Others with real cloud experience assume it automatically counts without checking whether their specific tasks map to what ISC2 actually needs. This guide helps you evaluate your background against all three layers, so you know exactly where you stand.

For a complete overview of all CCSP eligibility requirements, including exam format, fee, waivers, endorsement, AMF, and CPE credits, see our CCSP prerequisites guide. On the other hand, this article focuses specifically on what counts as qualifying work experience and how ISC2 evaluates it.

How ISC2 Evaluates Your CCSP Work Experience

ISC2 evaluates your CCSP work experience with a focus on the relevance and quality of the security tasks you performed rather than the title you held. Having "cloud" or "security" in your job title helps make your application clear, but it is not what determines eligibility. What ISC2 is looking for is evidence that your actual day-to-day responsibilities involve work that maps to the six CCSP domains at the appropriate level of each layer.

This matters because cloud security work shows up in roles that do not always carry obvious titles. Your work as a systems architect who designed cloud-native infrastructure with security controls built in qualifies.
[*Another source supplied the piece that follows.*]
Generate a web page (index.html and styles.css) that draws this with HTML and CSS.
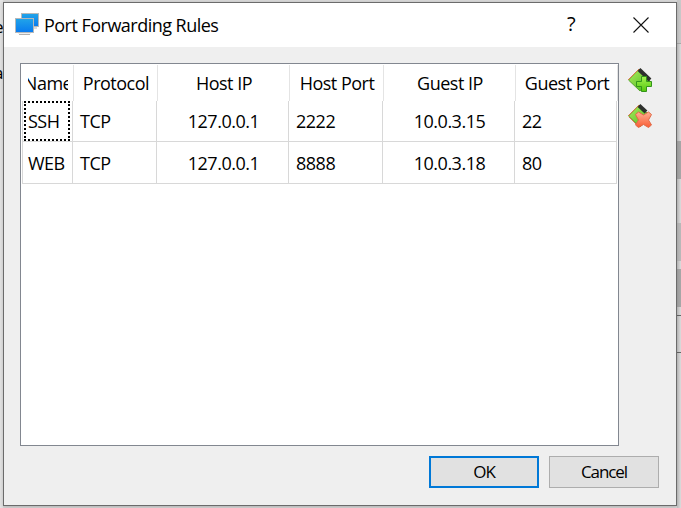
FILE: index.html
```html
<!DOCTYPE html>
<html lang="en">
<head>
<meta charset="utf-8">
<title>Port Forwarding Rules</title>
<link rel="stylesheet" href="styles.css">
</head>
<body>
<div class="behind-left"><span class="frag frag-e">e</span><span class="frag frag-a">a</span></div>
<div class="behind-right"><i class="gap-top"></i><i class="bar dark"></i><i class="space"></i><i class="bar mid"></i><i class="space small"></i><i class="bar dark"></i><i class="field"></i></div>
<main class="dialog">
  <header class="titlebar">
    <svg class="app-icon" width="24" height="23" viewBox="0 0 24 23">
      <defs><linearGradient id="screen" x1="0" y1="0" x2="0" y2="1"><stop offset="0" stop-color="#22a5e8"/><stop offset="1" stop-color="#087af0"/></linearGradient></defs>
      <rect x="6.5" y=".5" width="17" height="13" fill="url(#screen)" stroke="#b5b8ba"/>
      <path d="M18 14.5h4v1h-4z" fill="#b5b8ba"/>
      <rect x=".5" y="5.500" width="18" height="14" fill="url(#screen)" stroke="#b5b8ba"/>
      <path d="M4 21.500h11" stroke="#b0b0b0"/><path d="M3 20.500h13" stroke="#eee"/>
    </svg>
    <h1>Port Forwarding Rules</h1>
    <span class="help">?</span>
    <svg class="close" width="16" height="16" viewBox="0 0 16 16"><path d="M.5.5l15 15M15.500.5l-15 15" stroke="#111" stroke-width="1.100" fill="none"/></svg>
  </header>
  <section class="content">
    <div class="table">
      <div class="row head"><div class="name"><span>Name</span></div><div>Protocol</div><div>Host IP</div><div>Host Port</div><div>Guest IP</div><div>Guest Port</div></div>
      <div class="row first"><div class="focused">SSH</div><div>TCP</div><div class="ip">127.0.0.1</div><div>2222</div><div class="ip">10.0.3.15</div><div>22</div></div>
      <div class="row"><div>WEB</div><div>TCP</div><div class="ip">127.0.0.1</div><div>8888</div><div class="ip">10.0.3.18</div><div>80</div></div>
    </div>
    <div class="tools">
      <svg width="26" height="26" viewBox="0 0 26 26">
        <defs>
          <linearGradient id="green" x1="0" y1="0" x2="1" y2="1"><stop offset="0" stop-color="#b2ed61"/><stop offset="1" stop-color="#42b817"/></linearGradient>
          <linearGradient id="plus" x1="0" y1="0" x2="0" y2="1"><stop offset="0" stop-color="#a4f353"/><stop offset="1" stop-color="#55c70d"/></linearGradient>
          <linearGradient id="red" x1="0" y1="0" x2="0" y2="1"><stop offset="0" stop-color="#ffb092"/><stop offset="1" stop-color="#fa5c34"/></linearGradient>
        </defs>
        <path d="M1.500 13L12 2l11 11-10 11z" fill="url(#green)" stroke="#56a42c"/>
        <path d="M1 13L12 2" stroke="#d97848"/>
        <path d="M12 2.500L23 13" stroke="#2d302d" stroke-width="4"/>
        <path d="M14.500 9.500h5v5h5v5h-5v5h-5v-5h-5v-5h5z" fill="url(#plus)" stroke="#32951a"/>
      </svg>
      <svg width="26" height="26" viewBox="0 0 26 26">
        <path d="M1.500 13L12 2l11 11-10 11z" fill="url(#green)" stroke="#56a42c"/>
        <path d="M1 13L12 2M2 14l8 8" stroke="#d97848"/>
        <path d="M12 2.500L19 9" stroke="#2d302d" stroke-width="4"/>
        <path d="M8.500 11.500L11.500 9l5 3 5-3 3 2.500-3 5.500 3 5-3 2.500-5-3-5 3-3-2.500 3-5z" fill="url(#red)" stroke="#e16a48"/>
      </svg>
    </div>
  </section>
  <footer class="actions"><button class="primary">OK</button><button>Cancel</button></footer>
</main>
</body>
</html>
```
FILE: styles.css
```css
*, *::after { box-sizing: border-box; }
body {
  margin: 0;
  width: 681px;
  height: 508px;
  overflow: hidden;
  display: grid;
  grid-template-columns: 3px 674px 4px;
  background: #d9d9d9;
  color: #000;
  font: 18px/24px "Open Sans", "Noto Sans", sans-serif;
  letter-spacing: -0.5px;
}
.behind-left { grid-column: 1; grid-row: 1; overflow: hidden; padding-top: 15px; background: #e4e4e4; }
.frag { display: block; width: 9px; margin-left: -6px; height: 46px; font-size: 17px; }
.behind-right { grid-column: 3; grid-row: 1; display: flex; flex-direction: column; background: linear-gradient(90deg, #c4c4c4, #dcdcdc); }
.behind-right i { flex: none; }
.gap-top { height: 141px; background: linear-gradient(#c9c9c9 43px, #aaa 43px 44px, transparent 44px); }
.bar { height: 38px; }
.dark { background: #a8a8a8; }
.mid { background: #bababa; }
.space { height: 44px; }
.space.small { height: 8px; }
.field { height: 38px; margin-top: 8px; border: solid #666; border-width: 1px 0; }
.dialog {
  grid-column: 2;
  grid-row: 1;
  height: 504px;
  margin-top: 2px;
  display: flex;
  flex-direction: column;
  border: 1px solid #6b6b6b;
  background: #efefef;
  box-shadow: 0 1px 4px #0003;
  z-index: 1;
}
.titlebar { height: 44px; flex: none; display: flex; padding: 10px 27px 0 11px; background: #fff; }
.app-icon { flex: none; }
h1 { margin: 0 0 0 5px; width: 523px; font: inherit; letter-spacing: -0.52px; }
.help { width: 10px; font-size: 20px; margin-top: -1px; }
.close { margin: 4px 0 0 auto; flex: none; }
.content { display: flex; padding: 16px 0 0 16px; }
.table { width: 599px; height: 383px; border: 1px solid #828790; background: #fff; padding-left: 1px; }
.row { display: grid; grid-template-columns: 51px 84px 132px 94px 132px 102px; width: 595px; height: 42px; border-bottom: 1px solid #d8d8d8; }
.row div { border-right: 1px solid #d8d8d8; padding: 9px 0 0 7px; white-space: nowrap; }
.row div:first-child { border-left: 1px solid #d8d8d8; padding-left: 5px; }
.row .ip { text-align: center; padding-left: 2px; }
.row.head { width: 596px; grid-template-columns: 52px 84px 132px 94px 132px 102px; height: 37px; padding-top: 1px; border: 0; }
.row.head div { padding: 6px 0 0 1px; text-align: center; border-color: #e4e4e4; }
.row.head .name { border-left: 0; padding-left: 6px; }
.name span { display: flex; justify-content: center; width: 40px; overflow: hidden; }
.row.first { height: 41px; }
.row.first div { padding-top: 8px; }
.row.first .focused { position: relative; }
.focused::after { content: ""; position: absolute; left: 1px; top: 0; width: 46px; height: 40px; border: 2px dotted #000; }
.tools { display: flex; flex-direction: column; gap: 10px; padding: 4px 0 0 8px; }
.actions { display: flex; justify-content: flex-end; gap: 10px; padding: 10px 17px 0 0; }
button { width: 110px; height: 32px; border: 1px solid #adadad; background: #e1e1e1; color: #000; padding: 0; font: 17px/24px "Open Sans", sans-serif; letter-spacing: -1.1px; }
button.primary { border: 2px solid #0078d7; }
```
Your work as a compliance manager who assessed cloud vendor contracts against regulatory frameworks qualifies. Your work as a DevOps engineer who integrated security into deployment pipelines qualifies. What connects all of these is not the title but the nature of the tasks and how they map to the domains ISC2 uses to define cloud security expertise.
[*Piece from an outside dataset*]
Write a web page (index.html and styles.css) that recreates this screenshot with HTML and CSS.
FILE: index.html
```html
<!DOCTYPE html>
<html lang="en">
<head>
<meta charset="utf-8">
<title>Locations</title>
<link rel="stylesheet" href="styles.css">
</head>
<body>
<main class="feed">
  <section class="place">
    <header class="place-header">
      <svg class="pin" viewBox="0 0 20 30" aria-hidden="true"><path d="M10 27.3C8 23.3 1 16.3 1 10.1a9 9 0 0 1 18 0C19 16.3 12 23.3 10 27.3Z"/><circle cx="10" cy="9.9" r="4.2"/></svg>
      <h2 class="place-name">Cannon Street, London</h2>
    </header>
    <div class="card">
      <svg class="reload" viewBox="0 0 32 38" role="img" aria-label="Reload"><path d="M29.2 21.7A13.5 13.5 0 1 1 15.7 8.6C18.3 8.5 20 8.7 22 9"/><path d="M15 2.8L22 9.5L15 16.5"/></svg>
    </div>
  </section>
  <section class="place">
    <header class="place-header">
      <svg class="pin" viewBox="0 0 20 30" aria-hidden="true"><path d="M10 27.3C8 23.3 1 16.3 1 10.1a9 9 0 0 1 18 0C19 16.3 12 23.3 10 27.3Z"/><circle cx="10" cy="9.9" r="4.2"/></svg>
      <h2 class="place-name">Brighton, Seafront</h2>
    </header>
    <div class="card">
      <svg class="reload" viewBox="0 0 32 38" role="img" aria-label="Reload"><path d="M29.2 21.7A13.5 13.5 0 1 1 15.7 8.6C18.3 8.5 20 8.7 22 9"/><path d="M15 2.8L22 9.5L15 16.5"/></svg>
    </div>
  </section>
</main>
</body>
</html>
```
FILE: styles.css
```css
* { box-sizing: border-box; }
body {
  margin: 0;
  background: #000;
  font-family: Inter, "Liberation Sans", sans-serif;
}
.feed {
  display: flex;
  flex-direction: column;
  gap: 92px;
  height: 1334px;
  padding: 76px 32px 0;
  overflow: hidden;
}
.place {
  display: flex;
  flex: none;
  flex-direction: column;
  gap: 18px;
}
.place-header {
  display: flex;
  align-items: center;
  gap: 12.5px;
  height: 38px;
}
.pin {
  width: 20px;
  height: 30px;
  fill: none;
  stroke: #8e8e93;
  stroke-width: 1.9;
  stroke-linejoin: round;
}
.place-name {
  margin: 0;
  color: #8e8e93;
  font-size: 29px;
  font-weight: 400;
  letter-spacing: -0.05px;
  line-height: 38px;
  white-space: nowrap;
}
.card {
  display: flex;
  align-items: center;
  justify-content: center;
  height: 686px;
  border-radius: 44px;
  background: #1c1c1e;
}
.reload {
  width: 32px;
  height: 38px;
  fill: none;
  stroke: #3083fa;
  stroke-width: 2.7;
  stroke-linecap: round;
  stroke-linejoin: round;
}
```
The key is connecting your specific responsibilities to the CCSP's six domains. Focus on what you actually did rather than how your role was described.

Understanding the Three-Layer Requirement

Before mapping your experience to specific domains, it helps to understand how the three layers of the CCSP requirement fit together. They are not three separate pools of experience that add up to a total. They nest inside each other, which means the same years of work can satisfy multiple layers simultaneously:

  • Five years of cumulative paid work experience in information technology
  • Three of those years in cybersecurity specifically
  • One of those years in one or more of the six CCSP domains

Layer 1: Five Years in Information Technology

The broadest layer requires five years of cumulative paid work experience in information technology. This covers the full scope of IT work, including infrastructure, networking, software development, systems administration, and any security-related role. If you have spent five years working in any professional IT capacity, you likely satisfy this layer.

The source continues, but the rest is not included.